Ahmed Tibi, a prominent Palestinian member of the Knesset, heckled Harper (a common behavior in the Knesset, although probably not usually directed at a visiting head of state) when the Canadian called the academic boycott of Israel, antisemitic. After angrily shouting at the Canadian, Tibi walked out in protest. Tibi’s remarks were not audible in the video below.

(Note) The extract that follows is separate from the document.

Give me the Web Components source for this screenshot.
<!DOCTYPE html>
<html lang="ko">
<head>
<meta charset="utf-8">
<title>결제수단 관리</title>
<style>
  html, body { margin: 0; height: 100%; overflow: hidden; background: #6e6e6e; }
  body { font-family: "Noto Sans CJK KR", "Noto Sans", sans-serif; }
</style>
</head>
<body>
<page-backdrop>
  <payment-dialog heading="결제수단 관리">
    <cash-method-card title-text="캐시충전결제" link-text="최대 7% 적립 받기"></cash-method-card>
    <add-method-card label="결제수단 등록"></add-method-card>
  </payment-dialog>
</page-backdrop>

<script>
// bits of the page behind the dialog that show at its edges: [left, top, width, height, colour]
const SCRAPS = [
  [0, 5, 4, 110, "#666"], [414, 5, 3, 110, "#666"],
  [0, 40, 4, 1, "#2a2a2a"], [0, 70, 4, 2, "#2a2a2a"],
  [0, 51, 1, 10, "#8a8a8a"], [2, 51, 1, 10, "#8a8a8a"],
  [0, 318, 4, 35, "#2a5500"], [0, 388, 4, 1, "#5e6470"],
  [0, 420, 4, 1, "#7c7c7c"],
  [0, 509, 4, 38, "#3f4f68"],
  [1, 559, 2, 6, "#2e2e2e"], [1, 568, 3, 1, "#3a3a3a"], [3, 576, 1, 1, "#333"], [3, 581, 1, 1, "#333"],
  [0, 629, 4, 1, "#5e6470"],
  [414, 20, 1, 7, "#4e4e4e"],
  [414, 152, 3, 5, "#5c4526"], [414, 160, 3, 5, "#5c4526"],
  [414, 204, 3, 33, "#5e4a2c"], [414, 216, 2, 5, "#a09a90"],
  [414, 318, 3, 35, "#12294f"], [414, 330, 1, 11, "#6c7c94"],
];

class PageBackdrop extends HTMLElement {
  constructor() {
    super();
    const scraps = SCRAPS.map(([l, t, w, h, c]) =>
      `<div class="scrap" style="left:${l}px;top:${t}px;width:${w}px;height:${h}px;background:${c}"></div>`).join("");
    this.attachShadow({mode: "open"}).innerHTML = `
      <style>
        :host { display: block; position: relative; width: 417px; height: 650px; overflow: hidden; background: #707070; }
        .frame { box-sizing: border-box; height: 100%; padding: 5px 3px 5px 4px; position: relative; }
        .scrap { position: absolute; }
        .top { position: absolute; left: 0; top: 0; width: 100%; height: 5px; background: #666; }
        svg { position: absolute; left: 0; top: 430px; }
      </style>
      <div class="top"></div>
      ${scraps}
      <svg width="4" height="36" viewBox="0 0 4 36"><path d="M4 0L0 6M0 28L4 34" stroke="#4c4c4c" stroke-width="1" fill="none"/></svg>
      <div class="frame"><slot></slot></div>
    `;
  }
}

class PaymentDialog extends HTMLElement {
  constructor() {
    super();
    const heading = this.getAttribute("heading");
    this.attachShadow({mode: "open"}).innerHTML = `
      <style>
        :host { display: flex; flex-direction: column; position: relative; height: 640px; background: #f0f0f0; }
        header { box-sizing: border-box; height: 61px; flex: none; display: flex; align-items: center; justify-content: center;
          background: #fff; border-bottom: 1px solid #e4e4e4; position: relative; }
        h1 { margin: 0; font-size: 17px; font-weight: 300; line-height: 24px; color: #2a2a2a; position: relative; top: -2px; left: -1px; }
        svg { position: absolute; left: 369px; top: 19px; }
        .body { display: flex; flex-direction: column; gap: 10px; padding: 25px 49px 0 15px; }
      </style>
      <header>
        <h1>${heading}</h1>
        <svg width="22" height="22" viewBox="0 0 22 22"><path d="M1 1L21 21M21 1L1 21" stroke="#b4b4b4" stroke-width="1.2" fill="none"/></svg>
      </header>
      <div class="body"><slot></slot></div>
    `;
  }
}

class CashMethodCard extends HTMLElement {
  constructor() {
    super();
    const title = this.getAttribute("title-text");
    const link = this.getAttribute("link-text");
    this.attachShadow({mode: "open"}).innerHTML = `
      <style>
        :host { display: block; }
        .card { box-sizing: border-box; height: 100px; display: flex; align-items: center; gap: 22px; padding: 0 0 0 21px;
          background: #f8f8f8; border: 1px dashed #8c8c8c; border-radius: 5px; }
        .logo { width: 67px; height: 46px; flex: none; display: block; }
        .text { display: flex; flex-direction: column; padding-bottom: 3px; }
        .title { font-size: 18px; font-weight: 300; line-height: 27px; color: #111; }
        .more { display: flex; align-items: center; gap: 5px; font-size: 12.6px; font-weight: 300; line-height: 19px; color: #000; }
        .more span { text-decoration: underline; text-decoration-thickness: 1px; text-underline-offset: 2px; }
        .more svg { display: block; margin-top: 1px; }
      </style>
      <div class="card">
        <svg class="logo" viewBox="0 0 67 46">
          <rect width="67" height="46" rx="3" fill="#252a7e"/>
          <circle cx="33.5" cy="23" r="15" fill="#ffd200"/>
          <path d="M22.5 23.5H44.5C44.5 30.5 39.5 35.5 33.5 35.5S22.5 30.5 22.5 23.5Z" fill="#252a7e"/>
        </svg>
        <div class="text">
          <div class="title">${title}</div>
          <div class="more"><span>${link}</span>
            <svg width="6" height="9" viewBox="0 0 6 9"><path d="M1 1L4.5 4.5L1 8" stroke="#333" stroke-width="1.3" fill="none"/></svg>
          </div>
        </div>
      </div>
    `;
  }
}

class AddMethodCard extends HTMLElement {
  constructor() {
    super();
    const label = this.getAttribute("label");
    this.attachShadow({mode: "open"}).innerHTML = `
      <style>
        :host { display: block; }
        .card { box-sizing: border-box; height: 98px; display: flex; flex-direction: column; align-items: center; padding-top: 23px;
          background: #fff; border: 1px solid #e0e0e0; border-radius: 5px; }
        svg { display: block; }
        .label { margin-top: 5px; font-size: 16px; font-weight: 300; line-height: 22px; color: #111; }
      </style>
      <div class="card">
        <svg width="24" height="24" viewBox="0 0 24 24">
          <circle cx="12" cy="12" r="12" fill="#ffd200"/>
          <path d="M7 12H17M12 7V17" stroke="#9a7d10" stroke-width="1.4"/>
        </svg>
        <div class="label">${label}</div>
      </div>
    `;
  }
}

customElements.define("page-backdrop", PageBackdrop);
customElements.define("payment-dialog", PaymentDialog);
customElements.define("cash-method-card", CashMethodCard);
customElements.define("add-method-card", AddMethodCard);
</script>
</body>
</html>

After the walkout, Harper was given a long standing ovation by the Jewish members, who were probably reacting more in protest over Tibi’s actions than to the content of the speech of the Prime Minister.
Here is Harper’s complete text on the issue of the boycott:
As once Jewish businesses were boycotted, some civil-society leaders today call for a boycott of Israel.
On some campuses, intellectualized arguments against Israeli policies thinly mask the underlying realities, such as the shunning of Israeli academics and the harassment of Jewish students.
Most disgracefully of all, some openly call Israel an apartheid state.
Think about that.
Think about the twisted logic and outright malice behind that: a state, based on freedom, democracy and the rule of law, that was founded so Jews can flourish, as Jews, and seek shelter from the shadow of the worst racist experiment in history, that is condemned, and that condemnation is masked in the language of anti-racism.
It is nothing short of sickening.
But this is the face of the new anti-Semitism.
It targets the Jewish people by targeting Israel and attempts to make the old bigotry acceptable for a new generation.
Toward the end of Harper’s speech, the Prime Minister used an odd locution in order to pledge Canadian support.
And therefore, through fire and water, Canada will stand with you.
I searched for the fire and water phrase and could not come up with any more likely source than this biblical quotation.
When thou passest into waters, I am with thee, And into floods, they do not overflow thee, When thou goest into fire, thou art not burnt, And a flame doth not burn against thee.
Isaiah 43:2 Young’s Literal Translation
Maybe this oblique allusion was the way Harper chose to mark the Christian eschatological origins of his love and misdirected support for the Jewish state.